Generative Teaching Networks: Accelerating Neural Architecture Search by Learning to Generate Synthetic Training Data

Review of paper by Felipe Petroski Such, Aditya Rawal, Joel Lehman, Kenneth O. Stanley, and Jeff Clune, Uber AI Labs, 2019

This article develops a framework for faster deep NN learning by adding a trainable generator of synthetic data.

What can we learn from this paper?

A novel generative structure for accelerated neural network training and architecture search.

Prerequisites (to understand the paper, what does one need to be familiar with?)

  • General neural network training concepts
  • Generative networks

Helpful to know but can also be learned from the paper and its references

  • Neural architecture search
  • Meta-learning and meta-gradients
  • Curriculum learning

Authors’ own review

I would like to note that there is an excellent review of this paper by its authors, which is available here. The goal of this article is neither to rehash it nor to compete with it, but to attract more attention to this great paper and to explain some of the ideas in simpler terms from a point of view of someone not intimately familiar with the topic.

Motivation

The process of training a neural network involves:

1) Finding enough training data with assigned ground truth labels. For many real-life tasks this requires manual labeling, which is slow and potentially expensive.
2) Choosing the right architecture (number, type, and size of layers) for the task, which, especially when performed automatically, is referred to as neural architecture search (NAS). As there are many possible architectures and hyperparameters to choose from, this step may be quite time-consuming.

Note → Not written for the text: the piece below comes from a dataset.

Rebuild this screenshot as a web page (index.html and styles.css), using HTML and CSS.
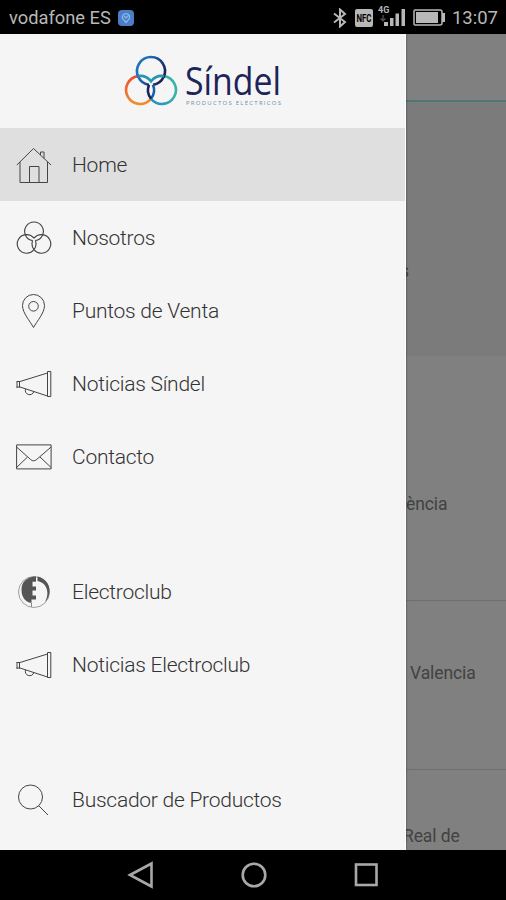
FILE: index.html
```html
<!DOCTYPE html>
<html lang="es">
<head>
    <meta charset="UTF-8">
    <meta name="viewport" content="width=device-width, initial-scale=1.0">
    <title>Síndel</title>
    <link rel="stylesheet" href="styles.css">
</head>
<body>
    <div class="status-bar">
        <span class="carrier">vodafone ES</span>
        <svg class="app-badge" width="16" height="16" viewBox="0 0 16 16">
            <rect width="16" height="16" rx="4" fill="#4a7fc8"/>
            <path d="M8 12.500 4.500 8.500a3.700 3.700 0 1 1 7 0zM6 6l2 2 2.500-2.500" fill="none" stroke="#8fb6e8" stroke-width="1.200"/>
        </svg>
        <div class="status-icons">
            <svg class="bluetooth" width="14" height="20" viewBox="0 0 14 20">
                <path d="M1 5.500 12 14l-5 4.500v-17L12 6 1 14.500" fill="none" stroke="#b8b8b8" stroke-width="2"/>
            </svg>
            <svg class="nfc" width="18" height="18" viewBox="0 0 18 18">
                <rect width="18" height="18" rx="2" fill="#b8b8b8"/>
                <text x="9" y="13" text-anchor="middle" textLength="15" lengthAdjust="spacingAndGlyphs">NFC</text>
            </svg>
            <svg class="signal" width="28" height="24" viewBox="0 0 28 24">
                <text x="0" y="9">4G</text>
                <path d="M5 11v6M2.500 14.500 5 17l2.500-2.500" fill="none" stroke="#555" stroke-width="1.200"/>
                <path d="M6 18h4v4H6zM12 14h3.500v8H12zM17.500 9.500H21V22h-3.500zM23.500 5H27v17h-3.500z" fill="#b8b8b8"/>
            </svg>
            <svg class="battery" width="33" height="17" viewBox="0 0 33 17">
                <path d="M2 1h25a2 2 0 0 1 2 2v11a2 2 0 0 1-2 2H2a1 1 0 0 1-1-1V2a1 1 0 0 1 1-1z" fill="none" stroke="#b8b8b8" stroke-width="1.500"/>
                <path d="M3 3h22v11H3zM29 4h3v9h-3z" fill="#b8b8b8"/>
            </svg>
            <span class="clock">13:07</span>
        </div>
    </div>

    <div class="screen">
        <nav class="drawer">
            <div class="logo">
                <svg width="54" height="52" viewBox="124 55 54 52" fill="none" stroke-width="2.600">
                    <defs>
                        <linearGradient id="top" x1="0" y1="0" x2="1" y2="0.500">
                            <stop offset="0.300" stop-color="#1b73bd"/>
                            <stop offset="1" stop-color="#1c2458"/>
                        </linearGradient>
                        <linearGradient id="left" x1="0" y1="0" x2="0" y2="1">
                            <stop offset="0" stop-color="#e8502e"/>
                            <stop offset="1" stop-color="#f58a2c"/>
                        </linearGradient>
                        <linearGradient id="right" x1="0" y1="1" x2="1" y2="0">
                            <stop offset="0" stop-color="#1b8fc4"/>
                            <stop offset="0.600" stop-color="#3bb3ad"/>
                        </linearGradient>
                    </defs>
                    <path d="M138 76.100A14 14 0 1 0 151 98.700" stroke="url(#left)"/>
                    <path d="M164 76.100A14 14 0 1 1 151 98.700" stroke="url(#right)"/>
                    <path d="M153 84.850A14 14 0 1 0 149 84.850" stroke="url(#top)"/>
                    <path d="M138 76.100A14 14 0 0 1 151 81.300A14 14 0 0 1 164 76.100" stroke="#2496b0"/>
                    <path d="M151 98.700A14 14 0 0 0 153 84.850" stroke="#1b5ea8"/>
                    <path d="M151 98.700A14 14 0 0 1 149 84.850" stroke="#1c2458"/>
                </svg>
                <svg class="wordmark" width="100" height="56" viewBox="0 0 100 56">
                    <text class="brand" x="0" y="42" textLength="96" lengthAdjust="spacingAndGlyphs">Síndel</text>
                    <text class="tagline" x="1" y="52" textLength="95">PRODUCTOS ELÉCTRICOS</text>
                </svg>
            </div>

            <ul class="menu">
                <li class="active">
                    <svg width="36" height="38" viewBox="0 0 36 38">
                        <path d="M.8 19 17.500 2.500 35 19M4 16v20.500h27.500V16M13.500 36V20.500H23V36M24.500 9V6h3.500v6.500"/>
                    </svg>
                    <span>Home</span>
                </li>
                <li>
                    <svg width="36" height="36" viewBox="124 55 54 52" stroke-width="1.700">
                        <path d="M153 84.850A14 14 0 1 0 149 84.850M151 81.300A14 14 0 1 0 153 84.850M151 81.300A14 14 0 1 1 149 84.850"/>
                    </svg>
                    <span>Nosotros</span>
                </li>
                <li>
                    <svg width="36" height="36" viewBox="0 0 36 36">
                        <path d="M17.500 34.500C14 28 6.500 20 6.500 12.500a11 11 0 0 1 22 0c0 7.500-7.500 15.500-11 22z"/>
                        <circle cx="17.500" cy="13.300" r="4.800"/>
                    </svg>
                    <span>Puntos de Venta</span>
                </li>
                <li>
                    <svg width="36" height="30" viewBox="0 0 36 30">
                        <path d="M1 12v7M3.500 12v6.500M.8 12.500 4 12.500 31.500 4v23L4 18H.8M31.500 2.500h3.300v25h-3.300zM9.500 20a4.200 4.200 0 0 0 8.300 2.700"/>
                    </svg>
                    <span>Noticias Síndel</span>
                </li>
                <li>
                    <svg width="36" height="26" viewBox="0 0 36 26">
                        <path d="M.6.900h34.500v24H.6zM.6 3l14 12.500c2 1.800 4 1.800 6 0L35.100 3M.6 23.500 11.500 13M35.100 23.500 24 13"/>
                    </svg>
                    <span>Contacto</span>
                </li>
            </ul>

            <ul class="menu">
                <li>
                    <svg width="36" height="34" viewBox="0 0 36 34">
                        <circle cx="18" cy="17" r="15.500" stroke="#888" stroke-width="0.800"/>
                        <path class="solid" d="M20 1.500v5.300h-3.500v4.700H20v4h-3.500v5H20v4h-4.500v3.500C9 27 5.500 22 5.500 14.500 5.500 7 11 1.500 20 1.500z"/>
                        <path class="solid" d="M21.500 1.500C29 3 33.800 9 33.500 16c0 5-2 8.500-4.500 11 2-4 3-8 2-12-1-5-4.500-8-9.500-9z"/>
                        <path d="M15.500 28v4" stroke="#888"/>
                    </svg>
                    <span>Electroclub</span>
                </li>
                <li>
                    <svg width="36" height="30" viewBox="0 0 36 30">
                        <path d="M1 12v7M3.500 12v6.500M.8 12.500 4 12.500 31.500 4v23L4 18H.8M31.500 2.500h3.300v25h-3.300zM9.500 20a4.200 4.200 0 0 0 8.300 2.700"/>
                    </svg>
                    <span>Noticias Electroclub</span>
                </li>
            </ul>

            <ul class="menu">
                <li>
                    <svg width="36" height="34" viewBox="0 0 36 34">
                        <circle cx="14.500" cy="14" r="12"/>
                        <path d="M22.500 22.500 32 32"/>
                    </svg>
                    <span>Buscador de Productos</span>
                </li>
            </ul>
        </nav>

        <main class="page">
            <div class="page-header"></div>
            <div class="banner"><span>s</span></div>
            <div class="entry first"><span>ència</span></div>
            <div class="entry"><span class="venue">Valencia</span></div>
            <div class="entry last"><span class="cut">Real de</span></div>
        </main>
    </div>

    <div class="nav-bar">
        <svg width="28" height="28" viewBox="0 0 28 28"><path d="M3 14 24.500 2.500v23z"/></svg>
        <svg width="28" height="28" viewBox="0 0 28 28"><circle cx="14" cy="14" r="11.300"/></svg>
        <svg width="28" height="28" viewBox="0 0 28 28"><rect x="4" y="3.500" width="20.500" height="20.500"/></svg>
    </div>
</body>
</html>
```
FILE: styles.css
```css
* {
    box-sizing: border-box;
}
body {
    margin: 0;
    height: 900px;
    display: flex;
    flex-direction: column;
    background: #000;
    font-family: Roboto, "Liberation Sans", sans-serif;
    overflow: hidden;
}
.status-bar {
    height: 34px;
    display: flex;
    align-items: center;
    padding: 1px 8px 0 9px;
    color: #b8b8b8;
    font-size: 18.3px;
}
.app-badge {
    margin-left: 7px;
}
.status-icons {
    margin-left: auto;
    display: flex;
    align-items: center;
}
.nfc {
    margin-left: 8px;
}
.nfc text {
    font-size: 10px;
    font-weight: 700;
    fill: #000;
}
.signal {
    margin: -3px 0 0 5px;
}
.signal text {
    font-size: 9px;
    font-weight: 700;
    fill: #b8b8b8;
}
.battery {
    margin: 0 6px 0 7px;
}
.clock {
    font-size: 18.5px;
}
.screen {
    height: 816px;
    display: flex;
}
.drawer {
    width: 406px;
    background: #f5f5f5;
    border-right: 1px solid #fff;
    position: relative;
    box-shadow: 0 0 2px rgba(0, 0, 0, 0.5);
}
.logo {
    height: 94px;
    display: flex;
    align-items: center;
    padding-left: 124px;
    gap: 7px;
}
.brand {
    font-family: "Open Sans", sans-serif;
    font-size: 37.5px;
    fill: #1c2458;
}
.tagline {
    font-family: "Open Sans", sans-serif;
    font-size: 6px;
    fill: #6d8fa8;
}
.menu {
    list-style: none;
    margin: 0 0 62px;
    padding: 0;
}
.menu li {
    height: 73.1px;
    display: flex;
    align-items: center;
    gap: 20px;
    padding-left: 16px;
    color: #333;
    font-size: 21px;
    font-weight: 300;
    letter-spacing: -0.25px;
}
.menu .active {
    background: #dfdfdf;
}
.menu svg {
    fill: none;
    stroke: #444;
}
.menu .solid {
    fill: #555;
    stroke: none;
}
.page {
    flex: 1;
    background: #808080;
    overflow: hidden;
    color: #424242;
    font-size: 17.5px;
    letter-spacing: -0.1px;
    white-space: nowrap;
}
.page-header {
    height: 68px;
    border-bottom: 2px solid #527575;
}
.banner {
    height: 254px;
    background: #7b7b7b;
    padding-top: 159px;
}
.banner span {
    margin-left: -6px;
}
.entry {
    height: 169px;
    padding-top: 62px;
    border-bottom: 1px solid #6f6f6f;
}
.first {
    height: 245px;
    padding-top: 138px;
}
.last {
    padding-top: 56px;
    border: 0;
}
.venue {
    margin-left: 4px;
}
.cut {
    margin-left: -3px;
}
.nav-bar {
    height: 50px;
    display: flex;
    justify-content: center;
    align-items: center;
    gap: 84.5px;
    padding-left: 1px;
}
.nav-bar svg {
    fill: none;
    stroke: #a8a8a8;
    stroke-width: 2.6;
}
```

Developing methods to automate and speed up these two steps is definitely an important task in modern deep learning.

Results

The authors develop a framework called a generative training networks (GTN), in which new (synthetic) training data is generated in such a way that the resulting training and network architecture selection are performed more efficiently. As opposed to generative adversarial networks (GANs), in this case, the generator and the learner parts work together to achieve better training. The general setup of the system is shown in the figure.

One of the main ideas this paper relies upon is that while using as much quality training data as possible is generally beneficial for training the final version of the neural network, the performance of candidate network architectures can often be adequately evaluated on an intelligently chosen small subset of the available data. Taken one step further, instead of real data, synthetic data that is properly generated can be equally or even more efficient for this task.

In order to train the generator of the synthetic data, the authors use a technique developed by Maclaurin et al in 2015. The essence of this technique, the code for which can be found at github.com/HIPS/hypergrad, is to run the backpropagation, which is normally used to train the neural network parameters, through the whole run of the training process in order to apply gradient descent to various hyperparameters, including the training data itself, or the parameters of the network used to generate it.

Since optimization through meta-gradients is often unstable, the authors developed a weight normalization technique that significantly improves stability.

As shown in the paper, GTNs can be used for developing a curriculum, that is, a set of training examples combined with the order in which they are presented to the network to maximize training efficiency.

The authors apply their approach to two well-known real-world datasets, MNIST and CIFAR 10. In both cases, GTNs allow for much faster initial training than other existing methods, which results in a significantly more efficient architecture search. It is noted that once the best neural architecture is chosen, the final network still needs to be trained on the actual full dataset to achieve state-of-the-art results.

It is interesting that the synthetic data generated by GTNs does not particularly resemble the real data, even though the neural networks can use this data to be trained to recognize real images. The authors propose several possible explanations of this phenomenon in the appendix, although they do not know which one of these explanations is correct.